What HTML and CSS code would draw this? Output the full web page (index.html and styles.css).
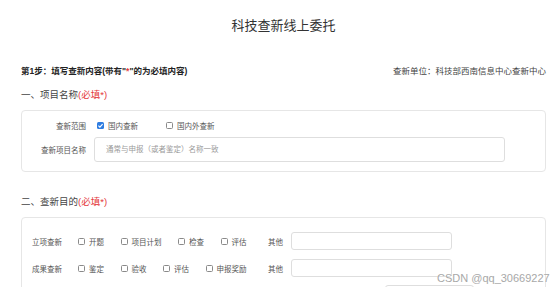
FILE: index.html
```html
<!DOCTYPE html>
<html lang="zh-CN">
<head>
  <meta charset="UTF-8" />
  <meta name="viewport" content="width=device-width, initial-scale=1.0"/>
  <title>科技查新线上委托</title>
  <link rel="stylesheet" href="styles.css">
</head>
<body>
  <div class="page">
    <h1>科技查新线上委托</h1>

    <div class="step">
      <span class="step-title">第1步：填写查新内容(带有"<em>*</em>"的为必填内容)</span>
      <span class="unit">查新单位：科技部西南信息中心查新中心</span>
    </div>

    <h2>一、项目名称<em>(必填*)</em></h2>
    <div class="card card-name">
      <div class="row">
        <span class="label">查新范围</span>
        <div class="choices">
          <label class="opt"><span class="box checked"><svg viewBox="0 0 8 8" width="7" height="7"><path d="M1.6 4.2 L3.3 5.8 L6.4 2.4" fill="none" stroke="#fff" stroke-width="1.3"/></svg></span>国内查新</label>
          <label class="opt"><span class="box"></span>国内外查新</label>
        </div>
      </div>
      <div class="row">
        <span class="label">查新项目名称</span>
        <input class="field wide" type="text" placeholder="通常与申报（或者鉴定）名称一致" />
      </div>
    </div>

    <h2>二、查新目的<em>(必填*)</em></h2>
    <div class="card card-purpose">
      <div class="prow">
        <span class="plabel">立项查新</span>
        <div class="opts">
          <label class="opt"><span class="box"></span>开题</label>
          <label class="opt"><span class="box"></span>项目计划</label>
          <label class="opt"><span class="box"></span>检查</label>
          <label class="opt"><span class="box"></span>评估</label>
        </div>
        <span class="other">其他</span>
        <input class="field small" type="text" />
      </div>
      <div class="prow">
        <span class="plabel">成果查新</span>
        <div class="opts">
          <label class="opt"><span class="box"></span>鉴定</label>
          <label class="opt"><span class="box"></span>验收</label>
          <label class="opt"><span class="box"></span>评估</label>
          <label class="opt"><span class="box"></span>申报奖励</label>
        </div>
        <span class="other">其他</span>
        <input class="field small" type="text" />
      </div>
      <div class="prow extra">
        <input class="field short" type="text" />
      </div>
    </div>
  </div>

  <div class="watermark">CSDN @qq_30669227</div>
</body>
</html>
```

FILE: styles.css
```css
body {
  margin: 0;
  background: #fff;
  color: #333;
  font-family: "Liberation Sans", "Noto Sans CJK SC", sans-serif;
}
.page {
  width: 525px;
  margin-left: 21px;
}
h1 {
  margin: 16px 0 0;
  font-size: 13px;
  line-height: 20px;
  font-weight: normal;
  text-align: center;
  color: #333;
}
.step {
  display: flex;
  justify-content: space-between;
  margin-top: 29px;
  font-size: 8.5px;
  line-height: 12px;
}
.step-title {
  font-weight: bold;
  color: #222;
}
.step em, h2 em {
  font-style: normal;
  color: #e4393c;
}
.unit {
  color: #444;
}
h2 {
  margin: 11px 0 0;
  font-size: 9.5px;
  line-height: 14px;
  font-weight: normal;
  color: #444;
}
.card {
  margin-top: 8px;
  border: 1px solid #e6e6e6;
  border-radius: 4px;
  font-size: 7.5px;
  color: #555;
}
.card-name {
  padding: 7px 0 9px;
}
.card-name + h2 {
  margin-top: 23px;
}
.row {
  display: flex;
  align-items: center;
  height: 14px;
}
.row + .row {
  margin-top: 5px;
  height: 25px;
}
.label {
  width: 64px;
  margin-right: 8px;
  text-align: right;
}
.choices {
  display: flex;
  padding-left: 3px;
}
.opt {
  display: flex;
  align-items: center;
}
.choices .opt {
  margin-right: 28px;
}
.box {
  display: inline-flex;
  align-items: center;
  justify-content: center;
  width: 5px;
  height: 5px;
  margin-right: 4px;
  border: 1px solid #8a8a8a;
  border-radius: 1.5px;
  background: #fff;
}
.box.checked {
  width: 7px;
  height: 7px;
  border: none;
  background: #2f7de1;
}
.field {
  box-sizing: border-box;
  border: 1px solid #dedede;
  border-radius: 3px;
  background: #fff;
  font-family: inherit;
  font-size: 7.5px;
  color: #333;
  outline: none;
}
.field::placeholder {
  color: #9a9a9a;
}
.wide {
  width: 411px;
  height: 25px;
  padding: 0 11px;
}
.card-purpose {
  padding: 14px 0 0 10px;
  height: 80px;
}
.prow {
  display: flex;
  align-items: center;
  height: 18px;
}
.prow + .prow {
  margin-top: 9px;
}
.prow.extra {
  margin-top: 8px;
}
.plabel {
  width: 30px;
  margin-right: 16px;
}
.opts {
  display: flex;
  width: 190px;
}
.opts .opt {
  margin-right: 16.5px;
}
.other {
  margin-right: 8px;
}
.small {
  width: 161px;
  height: 18px;
}
.extra {
  padding-left: 353px;
}
.short {
  width: 89px;
  height: 18px;
}
.watermark {
  position: absolute;
  left: 437px;
  top: 271px;
  font-family: "Liberation Sans", sans-serif;
  font-size: 11px;
  line-height: 14px;
  color: #a8a8a8;
  text-shadow: 0 0 1px #fff;
}
```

_EXERCISE GOAL_
Going over the lines above, work out how many include "page", then give only that number.

_SOLUTION FOR THIS TASK_
3